PROMPT:
Provide nothing but the number of lines containing the string "Rebuild".

RECORDS PROVIDED:
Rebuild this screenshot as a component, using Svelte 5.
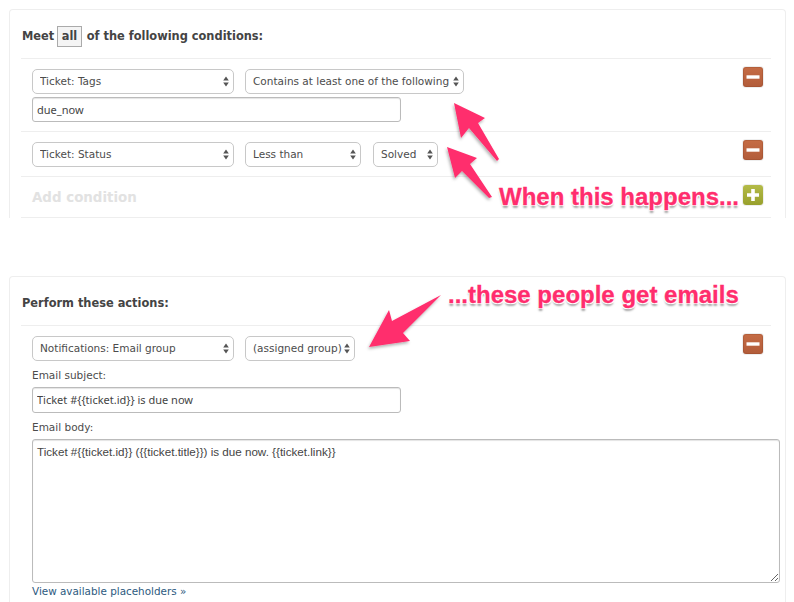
--
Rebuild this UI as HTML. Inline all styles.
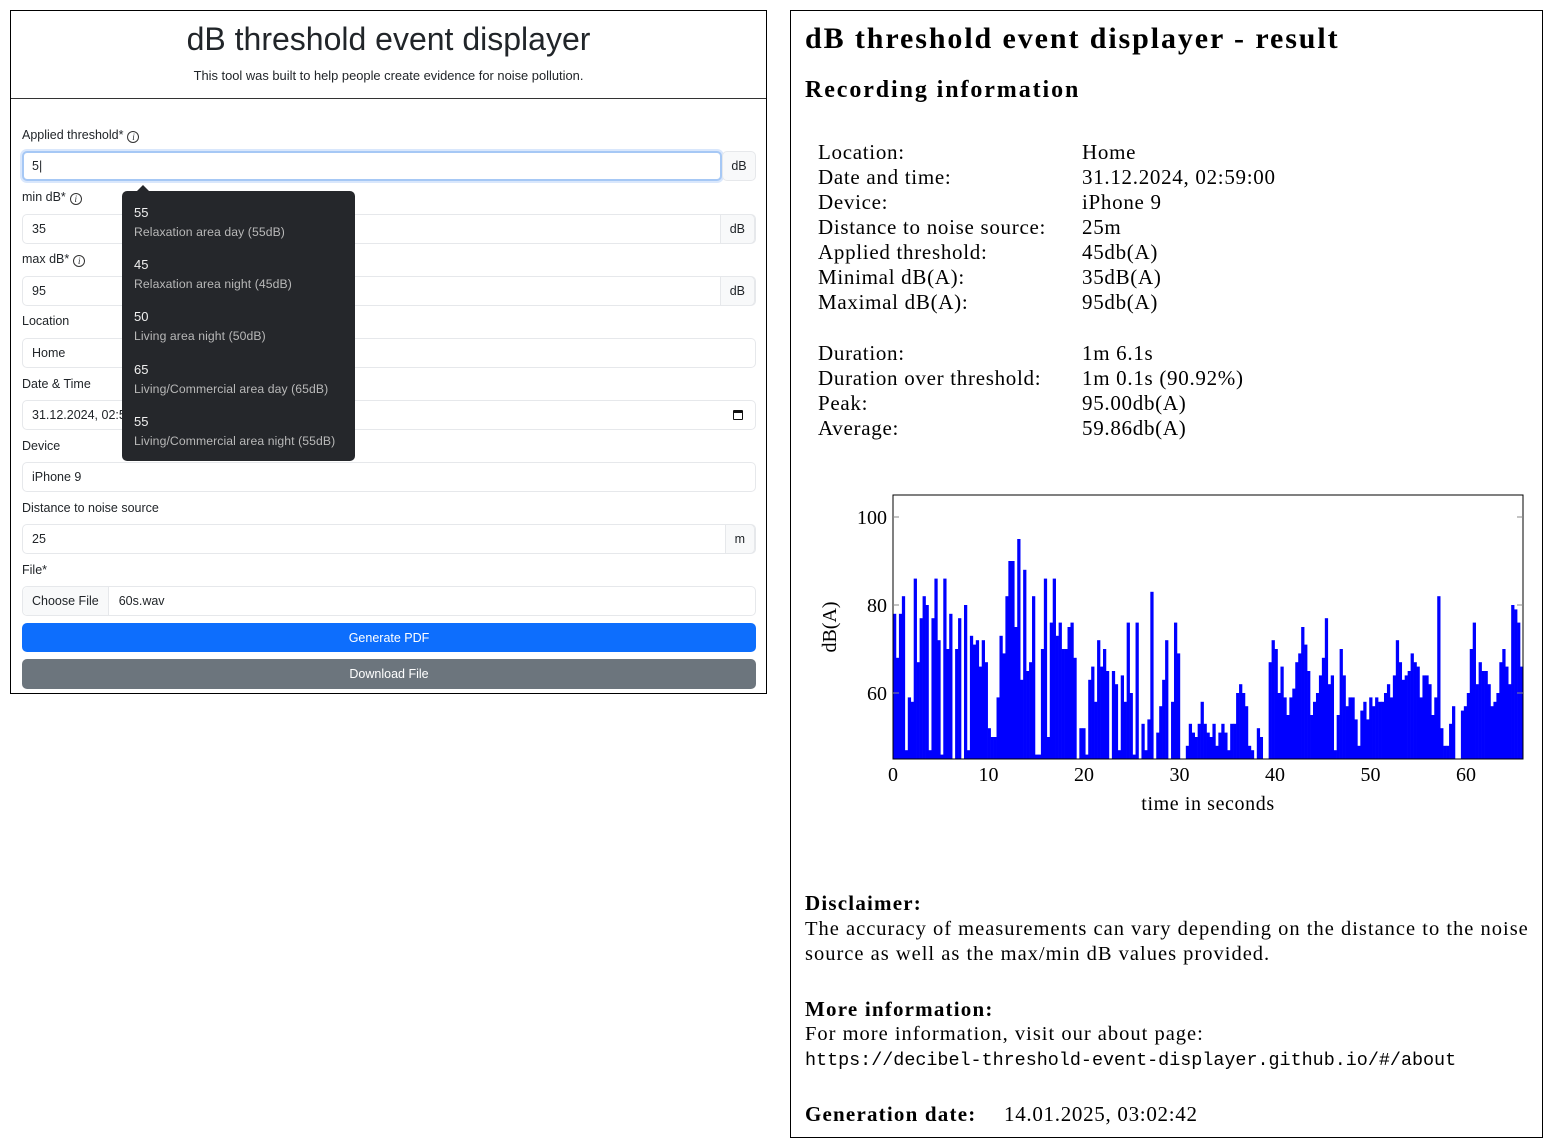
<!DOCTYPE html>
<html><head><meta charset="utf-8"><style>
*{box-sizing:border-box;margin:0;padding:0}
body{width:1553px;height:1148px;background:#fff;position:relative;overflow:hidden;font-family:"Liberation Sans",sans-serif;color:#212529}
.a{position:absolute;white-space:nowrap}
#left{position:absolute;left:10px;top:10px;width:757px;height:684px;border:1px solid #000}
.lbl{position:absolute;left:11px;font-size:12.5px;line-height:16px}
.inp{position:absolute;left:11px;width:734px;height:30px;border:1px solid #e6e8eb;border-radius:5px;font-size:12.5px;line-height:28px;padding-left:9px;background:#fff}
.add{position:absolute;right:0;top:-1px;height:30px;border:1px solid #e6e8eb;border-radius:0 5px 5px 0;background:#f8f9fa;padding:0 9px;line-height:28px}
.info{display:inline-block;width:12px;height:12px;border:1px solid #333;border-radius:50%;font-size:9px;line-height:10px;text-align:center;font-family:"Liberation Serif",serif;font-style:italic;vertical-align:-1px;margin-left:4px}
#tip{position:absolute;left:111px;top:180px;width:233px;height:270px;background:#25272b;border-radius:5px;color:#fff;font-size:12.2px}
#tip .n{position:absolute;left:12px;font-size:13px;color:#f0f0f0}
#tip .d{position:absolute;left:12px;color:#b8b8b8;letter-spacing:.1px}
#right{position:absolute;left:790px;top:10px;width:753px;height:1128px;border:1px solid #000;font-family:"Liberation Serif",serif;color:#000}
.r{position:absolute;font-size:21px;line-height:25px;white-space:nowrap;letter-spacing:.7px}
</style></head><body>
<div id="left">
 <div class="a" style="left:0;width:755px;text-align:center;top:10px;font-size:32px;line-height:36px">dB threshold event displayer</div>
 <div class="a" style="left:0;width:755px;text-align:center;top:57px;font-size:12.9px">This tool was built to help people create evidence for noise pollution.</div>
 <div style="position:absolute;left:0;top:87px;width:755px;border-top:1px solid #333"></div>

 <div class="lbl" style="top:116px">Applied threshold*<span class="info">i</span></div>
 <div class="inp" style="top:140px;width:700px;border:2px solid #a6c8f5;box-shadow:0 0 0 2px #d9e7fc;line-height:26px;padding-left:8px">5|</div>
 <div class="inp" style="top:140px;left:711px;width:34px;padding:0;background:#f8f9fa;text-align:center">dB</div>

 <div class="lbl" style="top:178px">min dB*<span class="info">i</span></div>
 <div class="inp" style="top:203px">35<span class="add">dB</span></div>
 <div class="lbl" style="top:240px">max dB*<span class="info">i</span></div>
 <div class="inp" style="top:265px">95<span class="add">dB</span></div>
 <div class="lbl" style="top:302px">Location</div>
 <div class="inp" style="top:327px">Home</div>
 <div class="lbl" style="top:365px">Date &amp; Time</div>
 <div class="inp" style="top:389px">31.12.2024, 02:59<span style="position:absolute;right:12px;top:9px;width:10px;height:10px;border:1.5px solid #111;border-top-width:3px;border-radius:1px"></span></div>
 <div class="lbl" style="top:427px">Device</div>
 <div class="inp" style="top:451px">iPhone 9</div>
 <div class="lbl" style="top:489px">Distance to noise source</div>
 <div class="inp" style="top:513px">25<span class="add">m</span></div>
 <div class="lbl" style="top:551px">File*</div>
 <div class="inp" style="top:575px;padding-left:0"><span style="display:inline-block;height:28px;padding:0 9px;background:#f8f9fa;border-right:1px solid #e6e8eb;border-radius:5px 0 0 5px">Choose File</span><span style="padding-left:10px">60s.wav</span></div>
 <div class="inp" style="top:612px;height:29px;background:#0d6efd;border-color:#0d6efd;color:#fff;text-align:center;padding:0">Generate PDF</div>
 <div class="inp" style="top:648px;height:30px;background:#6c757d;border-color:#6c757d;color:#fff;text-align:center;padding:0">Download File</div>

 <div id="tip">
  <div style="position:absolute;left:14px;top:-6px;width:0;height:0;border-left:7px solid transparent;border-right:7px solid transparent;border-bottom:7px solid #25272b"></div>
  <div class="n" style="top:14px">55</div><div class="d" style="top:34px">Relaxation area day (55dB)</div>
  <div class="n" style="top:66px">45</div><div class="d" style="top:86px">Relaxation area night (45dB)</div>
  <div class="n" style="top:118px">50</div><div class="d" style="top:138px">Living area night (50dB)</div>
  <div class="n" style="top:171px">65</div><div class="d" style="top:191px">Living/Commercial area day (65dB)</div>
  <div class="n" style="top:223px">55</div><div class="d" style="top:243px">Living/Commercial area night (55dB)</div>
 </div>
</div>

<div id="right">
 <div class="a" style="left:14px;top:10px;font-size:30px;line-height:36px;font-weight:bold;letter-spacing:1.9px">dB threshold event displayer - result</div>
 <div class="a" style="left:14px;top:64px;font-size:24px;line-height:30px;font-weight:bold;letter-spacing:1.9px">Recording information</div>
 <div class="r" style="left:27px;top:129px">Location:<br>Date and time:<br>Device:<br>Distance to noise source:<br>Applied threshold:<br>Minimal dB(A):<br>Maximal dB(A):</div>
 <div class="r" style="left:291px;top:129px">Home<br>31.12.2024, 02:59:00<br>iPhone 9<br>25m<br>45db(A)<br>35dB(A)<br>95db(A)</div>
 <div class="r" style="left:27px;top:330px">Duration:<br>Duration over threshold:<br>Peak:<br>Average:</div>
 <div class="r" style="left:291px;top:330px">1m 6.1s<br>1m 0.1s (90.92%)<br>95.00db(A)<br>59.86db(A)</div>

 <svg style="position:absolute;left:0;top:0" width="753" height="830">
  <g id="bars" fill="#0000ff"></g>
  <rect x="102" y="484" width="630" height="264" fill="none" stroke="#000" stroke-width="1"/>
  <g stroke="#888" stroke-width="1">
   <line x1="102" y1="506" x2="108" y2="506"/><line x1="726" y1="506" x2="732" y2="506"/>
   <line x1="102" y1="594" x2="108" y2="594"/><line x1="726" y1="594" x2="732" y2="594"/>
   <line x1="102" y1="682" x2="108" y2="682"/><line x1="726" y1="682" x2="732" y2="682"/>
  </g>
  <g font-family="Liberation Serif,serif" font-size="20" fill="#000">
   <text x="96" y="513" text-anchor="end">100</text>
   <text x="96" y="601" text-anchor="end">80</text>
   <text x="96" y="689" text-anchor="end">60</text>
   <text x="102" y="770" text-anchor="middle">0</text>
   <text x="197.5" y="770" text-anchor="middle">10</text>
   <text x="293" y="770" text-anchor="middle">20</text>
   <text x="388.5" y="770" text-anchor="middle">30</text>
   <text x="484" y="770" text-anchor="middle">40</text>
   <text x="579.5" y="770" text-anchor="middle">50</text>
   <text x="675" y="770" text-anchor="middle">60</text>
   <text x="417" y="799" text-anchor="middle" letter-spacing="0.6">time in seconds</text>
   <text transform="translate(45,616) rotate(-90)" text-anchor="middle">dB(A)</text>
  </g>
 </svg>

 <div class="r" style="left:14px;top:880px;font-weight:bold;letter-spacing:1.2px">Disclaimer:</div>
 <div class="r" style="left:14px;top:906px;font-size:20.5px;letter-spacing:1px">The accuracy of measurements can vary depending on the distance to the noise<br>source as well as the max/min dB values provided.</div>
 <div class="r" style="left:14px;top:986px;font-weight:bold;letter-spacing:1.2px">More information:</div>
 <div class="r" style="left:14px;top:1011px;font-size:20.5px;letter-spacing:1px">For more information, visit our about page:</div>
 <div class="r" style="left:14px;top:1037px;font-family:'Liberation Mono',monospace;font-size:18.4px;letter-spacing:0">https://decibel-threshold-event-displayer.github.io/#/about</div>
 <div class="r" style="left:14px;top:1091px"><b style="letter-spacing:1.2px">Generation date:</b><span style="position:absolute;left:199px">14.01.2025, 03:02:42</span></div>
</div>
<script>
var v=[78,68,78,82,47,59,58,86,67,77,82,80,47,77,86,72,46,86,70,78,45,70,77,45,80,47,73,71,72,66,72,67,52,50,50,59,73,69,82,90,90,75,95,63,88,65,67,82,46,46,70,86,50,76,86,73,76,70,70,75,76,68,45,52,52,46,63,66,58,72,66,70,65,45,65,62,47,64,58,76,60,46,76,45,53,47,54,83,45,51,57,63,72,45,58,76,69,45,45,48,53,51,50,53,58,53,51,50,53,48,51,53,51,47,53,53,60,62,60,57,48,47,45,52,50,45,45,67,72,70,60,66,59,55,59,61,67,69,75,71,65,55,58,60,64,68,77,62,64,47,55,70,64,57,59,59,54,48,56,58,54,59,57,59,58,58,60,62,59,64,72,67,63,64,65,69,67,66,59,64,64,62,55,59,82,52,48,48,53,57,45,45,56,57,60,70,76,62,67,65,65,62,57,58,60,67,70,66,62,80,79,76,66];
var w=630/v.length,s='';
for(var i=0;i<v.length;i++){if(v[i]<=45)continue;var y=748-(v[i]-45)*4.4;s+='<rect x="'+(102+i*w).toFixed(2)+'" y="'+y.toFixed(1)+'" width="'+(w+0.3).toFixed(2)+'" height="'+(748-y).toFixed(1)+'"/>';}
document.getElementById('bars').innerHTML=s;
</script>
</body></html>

RESPONSE BELOW:
2